キャリアコンサルタントとして多くの顧問先企業を持って活躍している方は、経営者の方と実際にお会いして信頼を得ていることが多いように感じます。
鈴木
今後キャリアコンサルタントがさらに活躍の機会を広げていくためには、経営層に対するヒアリング能力やプレゼンテーション能力を磨いていくことも必要になってくるのかもしれませんね。
大原理事長
そうですね。
キャリアコンサルタントとして活動されていても、企業のことをよく知らないという方もいらっしゃるようです。
キャリアコンサルタント資格を取得される方は、「誰かの力になりたい」と対人支援に対して熱意を持っている方が多い印象があります。

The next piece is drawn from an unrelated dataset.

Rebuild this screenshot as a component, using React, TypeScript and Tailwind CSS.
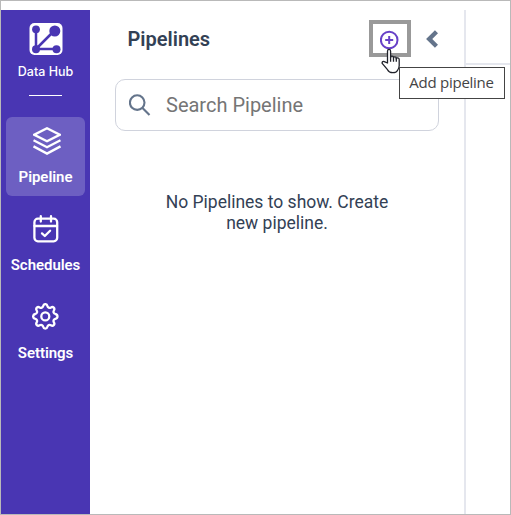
import type { ReactNode } from "react";

function LayersIcon() {
  return (
    <svg className="ml-[3px] block h-7 w-7" viewBox="0 0 28 28" fill="none" stroke="#fff" strokeWidth="2.4">
      <path d="M14 1.3 26.7 7.7 14 14.2 1.3 7.7Z" />
      <path d="M.5 13.2 14 20.2l13.5-7" />
      <path d="M.5 19.4 14 26.6l13.5-7.2" />
    </svg>
  );
}

function CalendarIcon() {
  return (
    <svg className="block h-7 w-[26px]" viewBox="0 0 26 28" fill="none" stroke="#fff" strokeWidth="2.3" strokeLinecap="round" strokeLinejoin="round">
      <rect x="1.4" y="3.7" width="22.8" height="22.6" rx="3.5" />
      <path d="M7.8 1.2v5.3M18 1.2v5.3M1.5 11h22.6M9 18.4l2.8 2.6 5.3-5.3" />
    </svg>
  );
}

function GearIcon() {
  return (
    <svg className="block h-7 w-7" viewBox="0 0 28 28" fill="none" stroke="#fff" strokeWidth="2.3" strokeLinejoin="round">
      <path
        transform="translate(-.7 -.2)"
        d="M11.9 3.2C12.5.7 15.5.7 16.1 3.2c.4 1.6 2.1 2.3 3.5 1.5 2.2-1.4 4.4.8 3 3-.9 1.4-.2 3.1 1.4 3.5 2.9.6 2.9 4.2 0 4.8-1.6.4-2.3 2.1-1.4 3.5 1.4 2.2-.8 4.4-3 3-1.4-.9-3.1-.2-3.5 1.5-.6 2.5-3.6 2.5-4.2 0-.4-1.7-2.1-2.4-3.5-1.5-2.2 1.4-4.4-.8-3-3 .9-1.4.2-3.1-1.4-3.5-2.9-.6-2.9-4.2 0-4.8 1.6-.4 2.3-2.1 1.4-3.5-1.4-2.2.8-4.4 3-3 1.4.8 3.1.1 3.5-1.5Z"
      />
      <circle cx="13.3" cy="13.4" r="4" />
    </svg>
  );
}

function NavItem({ icon, label, active = false }: { icon: ReactNode; label: string; active?: boolean }) {
  return (
    <button className={`flex h-[79px] w-[79px] flex-col items-center rounded-md pt-2.5 text-white ${active ? "bg-[#6d5fc2]" : ""}`}>
      {icon}
      <span className="mt-[13px] text-[15px] leading-[19px] font-semibold tracking-[-0.05px]">{label}</span>
    </button>
  );
}

function Sidebar() {
  return (
    <aside className="flex w-[89px] shrink-0 flex-col items-center bg-[#4936b3]">
      <svg className="mt-3 block h-[34px] w-[34px]" viewBox="0 0 34 34">
        <rect x=".5" y="1" width="33" height="32" rx="5" fill="#fff" />
        <g fill="#4936b3" stroke="#4936b3">
          <path d="M7 7v20h21M7 27 26 8" fill="none" strokeWidth="2.5" />
          <circle cx="7" cy="7.3" r="3.9" stroke="none" />
          <circle cx="25.8" cy="9" r="5.5" stroke="none" />
          <circle cx="7" cy="27.2" r="4" stroke="none" />
          <circle cx="27.5" cy="27.2" r="4" stroke="none" />
        </g>
      </svg>
      <span className="mt-[7px] font-[Inter] text-[12.5px] leading-[18px] font-medium text-white">Data Hub</span>
      <div className="mt-[14px] h-px w-[33px] bg-white" />
      <nav className="mt-[21px] flex flex-col gap-[9px]">
        <NavItem icon={<LayersIcon />} label="Pipeline" active />
        <NavItem icon={<CalendarIcon />} label="Schedules" />
        <NavItem icon={<GearIcon />} label="Settings" />
      </nav>
    </aside>
  );
}

export default function App() {
  return (
    <div className="relative flex h-[515px] w-[511px] overflow-hidden border border-[#b9b9b9] bg-white pt-[9px] font-[Roboto,sans-serif] text-[#334155]">
      <Sidebar />
      <main className="flex w-[376px] shrink-0 flex-col border-r-2 border-[#e5e7ee] pl-[25px]">
        <header className="flex h-[69px] items-start pt-2.5 pl-[12.5px]">
          <h1 className="pt-[7px] text-xl leading-6 font-semibold">Pipelines</h1>
          <button className="ml-auto flex h-[37px] w-[42px] items-center justify-center border-4 border-[#999]">
            <svg className="block h-5 w-5" viewBox="0 0 20 20" fill="none" stroke="#6741c7" strokeWidth="2">
              <circle cx="9.2" cy="11" r="8.3" />
              <path d="M5.2 11h8M9.2 7v8" />
            </svg>
          </button>
          <svg className="mt-2.5 mr-[26px] ml-[15px] block h-[18px] w-3" viewBox="0 0 12 18" fill="none" stroke="#64748b" strokeWidth="4.4">
            <path d="m10.5 1.7-7.3 7.3 7.3 7.3" />
          </svg>
        </header>
        <div className="flex h-[52px] w-[324px] items-center rounded-[10px] border border-[#d0d3dd] pl-[13px]">
          <svg className="block h-[22px] w-[22px]" viewBox="0 0 22 22" fill="none" stroke="#64748b" strokeWidth="2.1">
            <circle cx="8.2" cy="8.6" r="7.3" />
            <path d="m13.5 14 7 7" />
          </svg>
          <span className="ml-[15px] text-xl leading-6 text-[#757575]">Search Pipeline</span>
        </div>
        <p className="mt-[61px] w-[324px] text-center text-[17.5px] leading-[21px]">
          No Pipelines to show. Create
          <br />
          new pipeline.
        </p>
      </main>
      <section className="grow">
        <div className="h-[55px] border-b-2 border-[#e5e7ee]" />
      </section>
      <svg className="absolute top-[47px] left-[380px] h-[26px] w-5" viewBox="0 0 20 26" fill="#fff" stroke="#20222a" strokeWidth="1.3" strokeLinejoin="round">
        <path d="M6.5 15V3.2c0-2.4 3.1-2.4 3.1 0v6.3c0-1.8 2.9-1.8 2.9 0v.5c0-1.7 2.8-1.5 2.8.2v.7c.3-1.5 2.9-1.2 2.9.7v6.2c0 2.8-1 3.8-2 5-.7 1.5-1.6 1.9-4.4 1.9-3 0-4.2-.8-5.3-3L1.4 15.7c-1-2 1.2-2.9 2.5-1.8Z" />
        <path d="M9.6 9v4.8M12.5 9v4.8M15.3 10v3.8" fill="none" />
      </svg>
      <div role="tooltip" className="absolute top-[66px] left-[398px] flex h-8 w-[106px] items-center justify-center border border-[#444] bg-white pr-px pb-px font-['Open_Sans'] text-[15px] tracking-[-0.25px] whitespace-nowrap text-[#444]">
        Add pipeline
      </div>
    </div>
  );
}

それはもちろん素晴らしいことですが、その思いに加えて企業や経営者に対してもアプローチできる能力も重要になってくると考えています。
鈴木さんのおっしゃる通り、企業としてキャリア開発へのニーズは高まっています。
しかし、企業からキャリアコンサルタントの価値に対する理解はまだ薄く、溝がある状態といえるでしょう。
その溝を埋めていくため、私共はキャリアコンサルタントが貢献できることをさらに発信していく使命があると感じています。
鈴木
確かにキャリアコンサルタントを認定する団体として、そういった認知拡大をしていくことは必要かもしれませんね。